The master branch has been updated by Jakub Jelinek <jakub@gcc.gnu.org>: https://gcc.gnu.org/g:fa553ff26d96f6fecaa8f1b00649cfdc6cda5f5a commit r13-3430-gfa553ff26d96f6fecaa8f1b00649cfdc6cda5f5a Author: Jakub Jelinek <jakub@redhat.com> Date: Fri Oct 21 09:16:44 2022 +0200 match.pd: Fix up gcc.dg/pr54346.c on i686-linux [PR54346] The pr54346.c testcase FAILs on i686-linux (without -msse*) for multiple reasons. One is the trivial missing -Wno-psabi which the following patch adds, but that isn't enough. The thing is that without native vector support, we have VEC_PERM_EXPRs in the IL and are actually considering the nested VEC_PERM_EXPRs into one VEC_PERM_EXPR optimization, but punt because can_vec_perm_const_p (result_mode, op_mode, sel2, false) is false. Such a test makes sense to prevent "optimizing" two VEC_PERM_EXPRs that can be handled by the backend natively into one VEC_PERM_EXPR that can't be handled. But if both of the original VEC_PERM_EXPRs can't be handled natively either, having just one VEC_PERM_EXPR that will be lowered by generic vec lowering is IMHO still better than 2. Or even if we trade just one VEC_PERM_EXPR that can't be handled plus one that can to one that can't be handled. Also, removing the testcase's executable permissions... 2022-10-21 <jakub@redhat.com> PR tree-optimization/54346 * match.pd ((vec_perm (vec_perm@0 @1 @2 VECTOR_CST) @0 VECTOR_CST)): Optimize nested VEC_PERM_EXPRs even if target can't handle the new one provided we don't increase number of VEC_PERM_EXPRs the target can't handle. * gcc.dg/pr54346.c: Add -Wno-psabi to dg-options.

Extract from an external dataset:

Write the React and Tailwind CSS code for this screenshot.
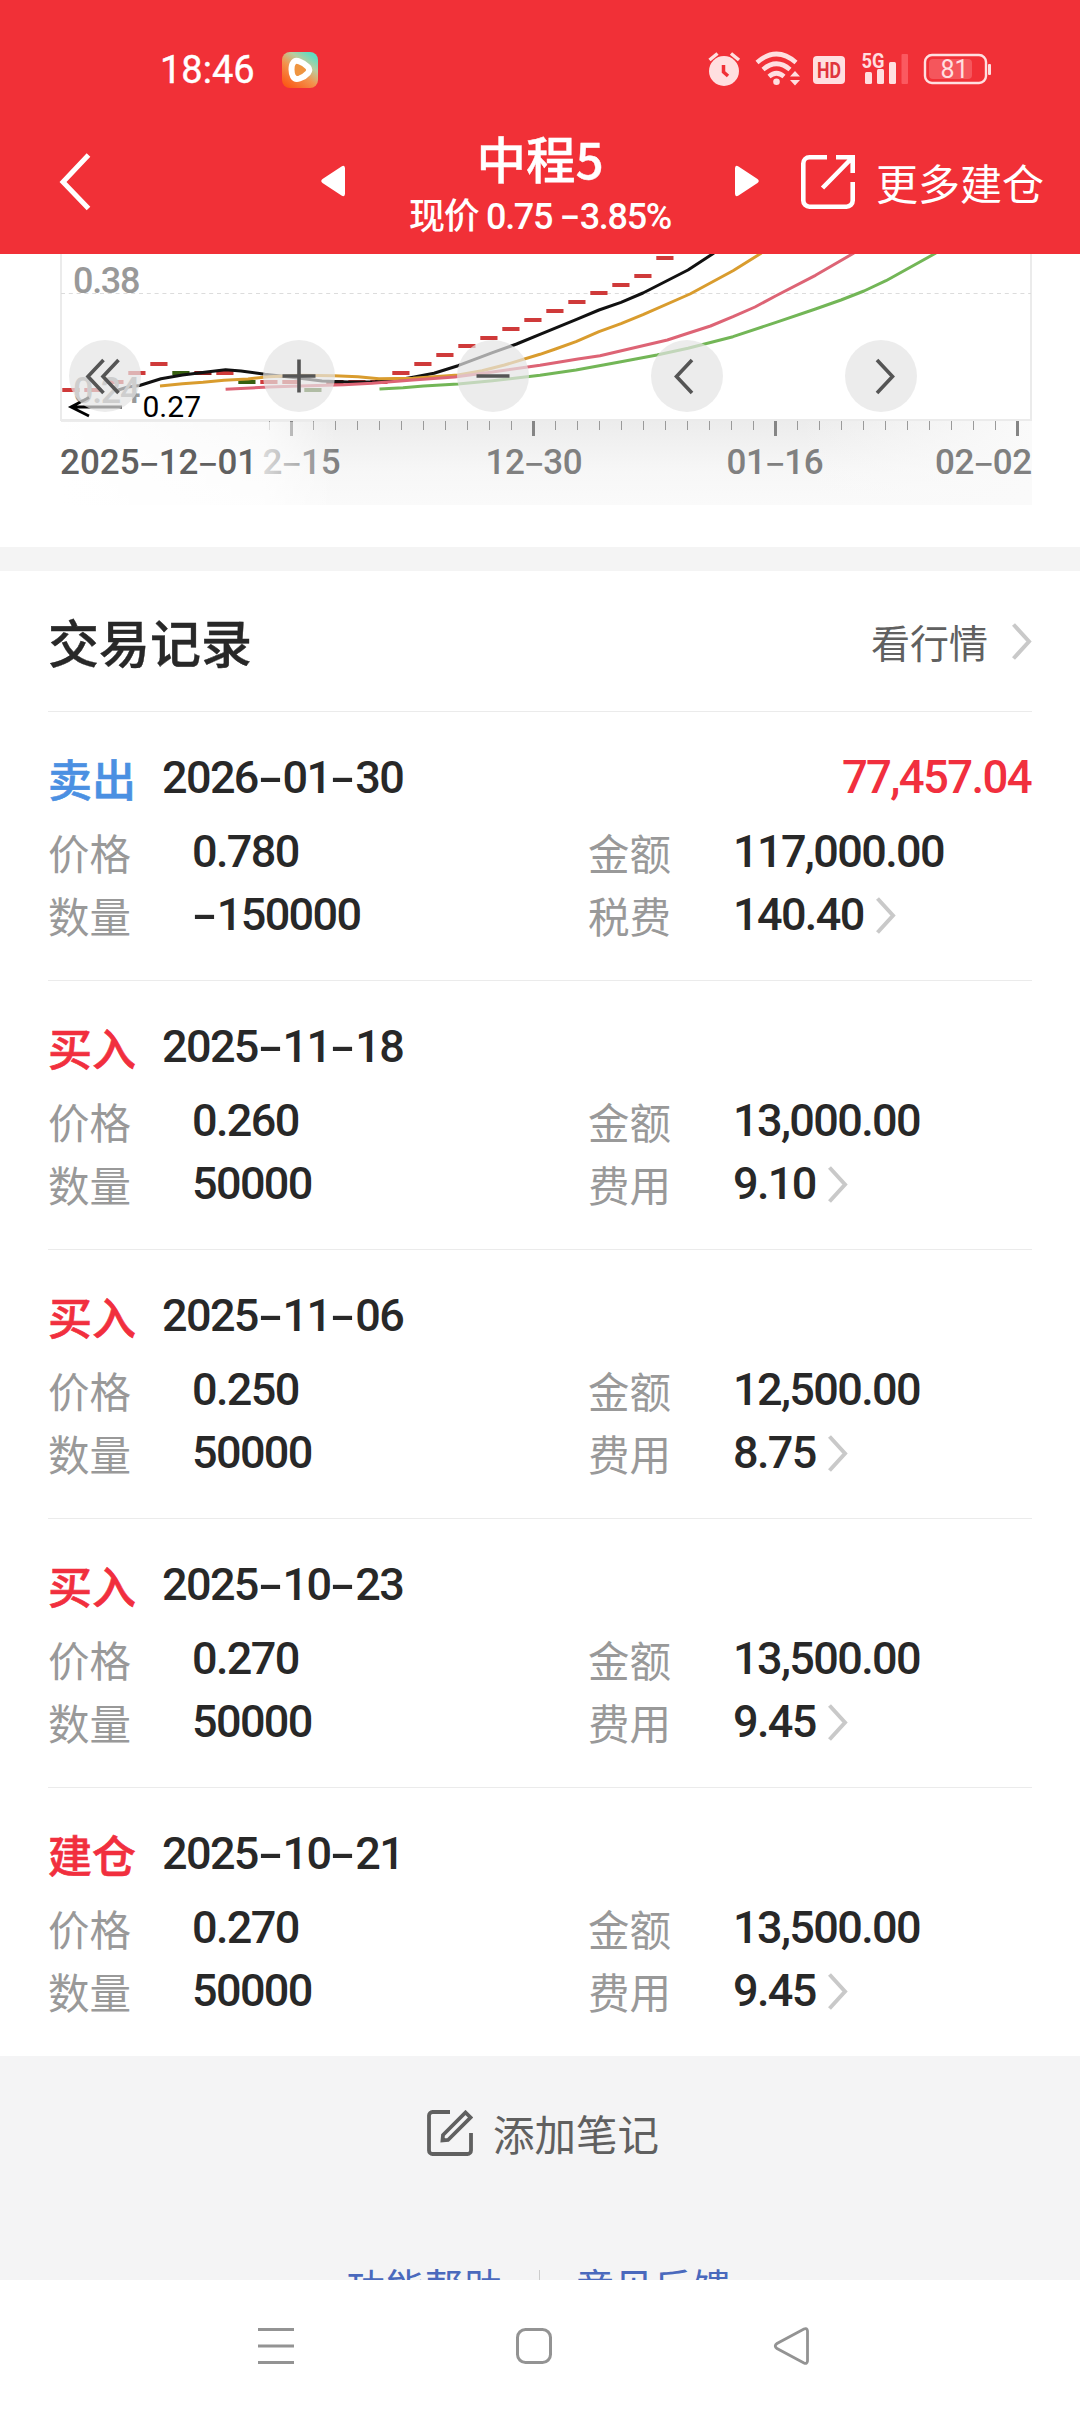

(In reply to Hongtao.liu from comment #7) > (In reply to Marc Glisse from comment #6) > > The log says that this breaks tree-ssa/forwprop-19.c, but I don't see any > > xfail or anything. Does it only fail because gimple-simplify leaves some > > dead code around, so you could update the test to scan the next DCE pass > > dump instead of forwprop1? Or are we missing a transformation that just > > detects a VEC_PERM_EXPR with an identity permutation? > > Uoops, I didn't notice this, will add an incremental patch to handle the > indentical index (forwporp-19.c) scenario, sorry. It's fixed.